Things aren't necessarily going according to plan. But I console myself with the knowledge, that at least, I have a plan in place, which is a good starting point. This whole 'plan' business is quite a stretch for someone like me- I'm unstructured, people rather than goal orientated, and easily distracted by bright and shining new objects. I have plans, dreams, goals...it's just that I haven't really known how to go about successfully pursuing those things. I like to think that I am a woman of action, and sometimes that is exactly what I am. Except when I am not. It could just be my wishful thinking here, (cause let's face it, I am secretly hoping that everyone's life is just as screwed up as mine!) but I think most people will be able to identify with me a little. Of course it's highly possible that I am indeed the ONLY person who does not have my entire life all together in perfect harmony...but I know people, and quite frankly we all suck sometimes and it's that knowledge that gives me hope that I am not the only person to feel like they are faltering on the runway to their success.
"Alright," you say, "Are you actually going to get to a point Miss Blonde? Or are you just going to ramble along incessantly, creating some of the world's longest, jimble, jumble of sentences along the way?"
I guess my point is this: I've spent a lifetime avoiding making a "plan" because I saw it as an enemy to my success. Actually, the only enemy to my success has been ME and my unwillingness to stretch forth my hands, to step out and present to the world who I am and all that I can be. Have you ever done that? Acted small and insignificant cause you mistakenly thought you were? Have you stopped yourself from going places (and I don't mean by car, train or other modes of transportation) or taken yourself out of the running by not even getting involved in the first place? I've done that more times than I am probably aware. I have been content to wallow in my dreams rather than chase them.

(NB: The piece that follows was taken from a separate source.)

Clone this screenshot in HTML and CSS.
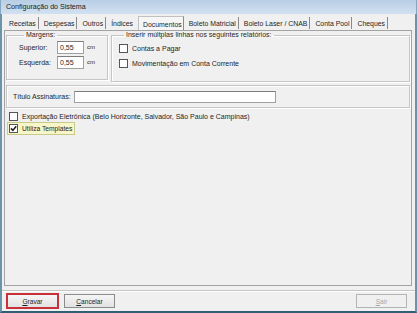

The past year has been a huge learning curve for me. It's been full of small successes and some great pains. I've taken steps forward and then fallen back. But that is life. It's fluid. It's full of moments of greatness intermingled with agony. One day can be nothing but sunshine and glee, the next, a darkened room full of haze and mirrors.
I've been learning to make a plan...not just a general wanting, but an actual plan that will yield results. Some days the plan works in my favor, and other times it feels like a big waste of space and effort. At the moment, some things are not going according to plan. But then most of those things are the expectations and "plans" other people think i should have. And that's the other thing I am working on- trying to stop focusing on what other people anticipate my life should be. I'm focused on what I really want and working out ways to make that happen. It's scary, let me tell you. But I think that life should be a little scary. I think when we stop challenging ourselves, stop putting ourselves out there, stop learning and growing and moving forward, we become stagnant. This to me is a fate worse than death. In fact, kill me, please, if I reduce myself to nothing more than being complacent. That's not part of the plan. And while its in slow motion at the moment, I know that at least I am on my way. And maybe, if I can truly learn to stop fighting myself, I might actually get there; to the end of this plan. Just in time to start a new one all over again.